The Pavilion at Ole Miss. Photo by News Mississippi
  • Story by SportsTalk Mississippi Ole Miss Beat Reporter Brian Scott Rippee 

Ole Miss suffered its worst defeat of the season and was yet again abysmal on the offensive end floor in a 57-47 road loss at Texas A&M to open SEC play.

The Rebels wasted a 26-point performance from Breein Tyree. The Aggies entered this game 185 in the NET, the worst mark in the SEC by 62 spots. The next worst entering the night is Vanderbilt at 123.

Here are four thoughts from a setback that will linger as a significant sore on the Rebels’ resume for the remainder of this season, though it likely will not end up mattering with the brand of basketball this team is currently playing.

  1. This isn’t news if you have been following this team over the course of the last month, but the Rebels are horrible in half-court offense. Their saving grace in this game was Tyree being unconscious from the perimeter in the first half. The senior guard scored 21, points went 4-6 from three-point range and single-handedly lugged Ole Miss to a 10-point lead. Three other players registered field goals in and no other player made multiple shots in the first 20 minutes of the game. Seriously, Tyree was 8-10 and none of the other eight players Kermit Davis played had more than one field goal. Ole Miss shot 7-33 in the second half and notched a 30 percent mark from the field for the game.
  2. Texas A&M, as bad as it is offensively, is a pretty decent defensive team. The Aggies rank 61st in the country in total defense. But this is a reoccurring issue for the Rebels and their struggles had more to do with themselves than anything else.
  3. The bottom line here is this: There are too many non-factors offensively on the court for Ole Miss at any given time. When Tyree was off the floor, the Rebels were completely hapless offensively. It had one stretch of game action that spanned over 12 minutes with one field goal from a player not named Tyree.
  • Blake Hinson scored two points on 1-9 shooting and has not been in double figures since before Christmas.
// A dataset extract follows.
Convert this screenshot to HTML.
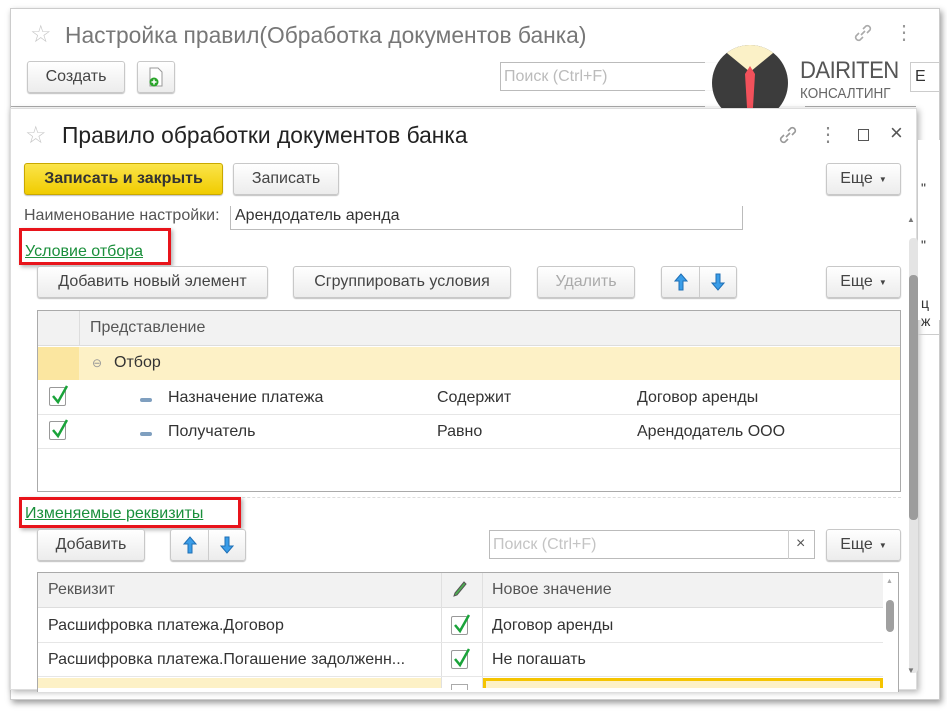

K.J. Buffen was scoreless in 32 minutes and snagged four rebounds. Devontae Shuler had two points in the first half and was a nonfactor until the final seven minutes when the Rebels had coughed up the lead and were playing catch up. Shuler finished with 12 on 5-18 shooting and played all 40 minutes. Toss in a bad game from Khadim Sy — who had strung together six consecutive games with double-digit points — and it made for a putrid offensive performance. Sy had three points and three boards in 24 minutes.

This team misses the toughness and rebounding Luis Rodriguez provided. He will be out for at least a couple more weeks as he rehabs a foot injury he suffered during warm-ups before the team’s first game in Brooklyn against Penn State. But Rodriguez isn’t solving the lack of shot-making this team suffers from. Shuler has to be more consistent. So do sophomores Buffen and Hinson, who, so far, have not made the lead Davis had hoped after encouraging freshmen campaigns. And the bench has to offer more than it currently does, which is next to nothing other than logging minutes.
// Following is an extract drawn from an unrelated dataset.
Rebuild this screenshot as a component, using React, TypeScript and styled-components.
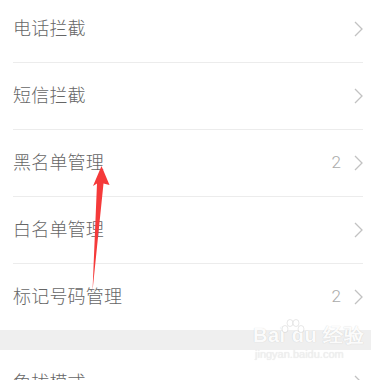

3. Let’s take a look at the other end of the floor. The end at which the Rebels allowed 38 second-half points to the 347th rated offense out of 355 D1 teams. The Aggies are the worst three-point shooting team in college basketball. They went 3-7 in the second half, hammered Ole Miss on the glass (24-16 in the second half) and got to the line five more times. Ole Miss needed someone other than Tyree to make shots down the stretch. They got that late in the game from Shuler, but the team was unable to string together enough stops at the other end.
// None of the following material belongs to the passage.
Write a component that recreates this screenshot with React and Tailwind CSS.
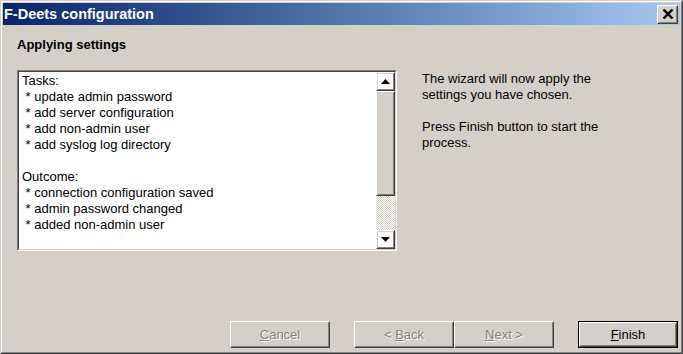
import React from 'react';

const font = { fontFamily: '"Liberation Sans", Arial, sans-serif' };

const raised = 'border border-t-white border-l-white border-r-[#404040] border-b-[#404040]';
const raisedInner = 'border border-t-[#d4d0c8] border-l-[#d4d0c8] border-r-[#808080] border-b-[#808080]';

const Btn = ({ children, disabled, isDefault }) => {
  if (isDefault) {
    return (
      <div className="w-[100px] h-[27px] border border-black">
        <div className={`h-full ${raised}`}>
          <div className={`h-full ${raisedInner} flex items-center justify-center text-[13px] text-black`}>
            {children}
          </div>
        </div>
      </div>
    );
  }
  return (
    <div className={`w-[100px] h-[27px] ${raised}`}>
      <div
        className={`h-full ${raisedInner} flex items-center justify-center text-[13px] whitespace-pre ${
          disabled ? 'text-[#808080] [text-shadow:1px_1px_0_#fff]' : 'text-black'
        }`}
      >
        {children}
      </div>
    </div>
  );
};

const Arrow = ({ up }) => (
  <svg width="9" height="5" viewBox="0 0 9 5">
    {up ? <path d="M4.5 0 L9 5 L0 5 Z" fill="#000" /> : <path d="M0 0 L9 0 L4.5 5 Z" fill="#000" />}
  </svg>
);

const ScrollBtn = ({ up }) => (
  <div className={`h-[19px] ${raised}`}>
    <div className={`h-full ${raisedInner} flex items-center justify-center`}>
      <Arrow up={up} />
    </div>
  </div>
);

const lines = [
  'Tasks:',
  ' * update admin password',
  ' * add server configuration',
  ' * add non-admin user',
  ' * add syslog log directory',
  ' ',
  'Outcome:',
  ' * connection configuration saved',
  ' * admin password changed',
  ' * added non-admin user',
];

export default function App() {
  return (
    <div style={font} className="w-[683px] h-[354px] bg-[#d4d0c8] border border-t-[#d4d0c8] border-l-[#d4d0c8] border-r-[#404040] border-b-[#404040]">
      <div className="h-full border border-t-white border-l-white border-r-[#808080] border-b-[#808080] p-px flex flex-col">
        {/* Title bar */}
        <div className="h-[22px] flex items-center justify-between pl-[1px] pr-[2px] bg-gradient-to-r from-[#0a246a] to-[#a6caf0]">
          <span className="text-white font-bold text-[14.5px] leading-none">F-Deets configuration</span>
          <div className={`w-[21px] h-[19px] ${raised} bg-[#d4d0c8]`}>
            <div className={`h-full ${raisedInner} flex items-center justify-center`}>
              <svg width="12" height="10" viewBox="0 0 12 10">
                <path d="M1.5 0.5 L10.5 9.5 M10.5 0.5 L1.5 9.5" stroke="#000" strokeWidth="2.4" />
              </svg>
            </div>
          </div>
        </div>

        {/* Content */}
        <div className="flex-1 flex flex-col pl-[14px] pt-[12px]">
          <div className="text-[13px] font-bold leading-[16px] text-black">Applying settings</div>

          <div className="flex mt-[17px]">
            <div className="w-[380px] h-[181px] border border-t-[#808080] border-l-[#808080] border-r-white border-b-white">
              <div className="h-full border border-t-[#404040] border-l-[#404040] border-r-[#d4d0c8] border-b-[#d4d0c8] bg-white flex">
                <div className="flex-1 pl-[3px] pt-[1px] text-[13px] leading-[16px] text-black whitespace-pre">
                  {lines.map((l, i) => (
                    <div key={i}>{l}</div>
                  ))}
                </div>
                <div className="w-[19px] flex flex-col">
                  <ScrollBtn up />
                  <div className={`h-[105px] ${raised}`}>
                    <div className={`h-full ${raisedInner} bg-[#d4d0c8]`} />
                  </div>
                  <div className="flex-1 bg-[repeating-conic-gradient(#ffffff_0_25%,#d4d0c8_0_50%)] bg-[length:2px_2px]" />
                  <ScrollBtn />
                </div>
              </div>
            </div>

            <div className="ml-[25px] pt-[1px] text-[13px] leading-[16px] text-black">
              <div>The wizard will now apply the</div>
              <div>settings you have chosen.</div>
              <div className="h-[16px]" />
              <div>Press Finish button to start the</div>
              <div>process.</div>
            </div>
          </div>

          <div className="mt-auto flex justify-end pr-[2px] pb-[3px]">
            <Btn disabled>
              <u>C</u>ancel
            </Btn>
            <div className="w-[24px]" />
            <Btn disabled>
              {'< '}
              <u>B</u>ack
            </Btn>
            <Btn disabled>
              <u>N</u>ext{' >'}
            </Btn>
            <div className="w-[24px]" />
            <Btn isDefault>
              <u>F</u>inish
            </Btn>
          </div>
        </div>
      </div>
    </div>
  );
}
4. There is no way around it, this was a horrific loss to what might be the worst team in the SEC. Ole Miss is now 9-5 (0-1) with Arkansas up next on Saturday. Rodriguez isn’t returning any time soon. There are no reinforcements. This is the Rebels’ reality and they will have to try to remedy this with the pieces they currently have. Ole Miss must become a more efficient in half-court offense, and do so quickly. How it evolves on that end of the floor will determine whether they will right the ship or muddle around the bottom of what appears to be an average SEC.

“We know our problems and you have to have short memories,” Davis said to the Ole Miss radio network in the postgame. “We have to get confidence in our guys shooting.”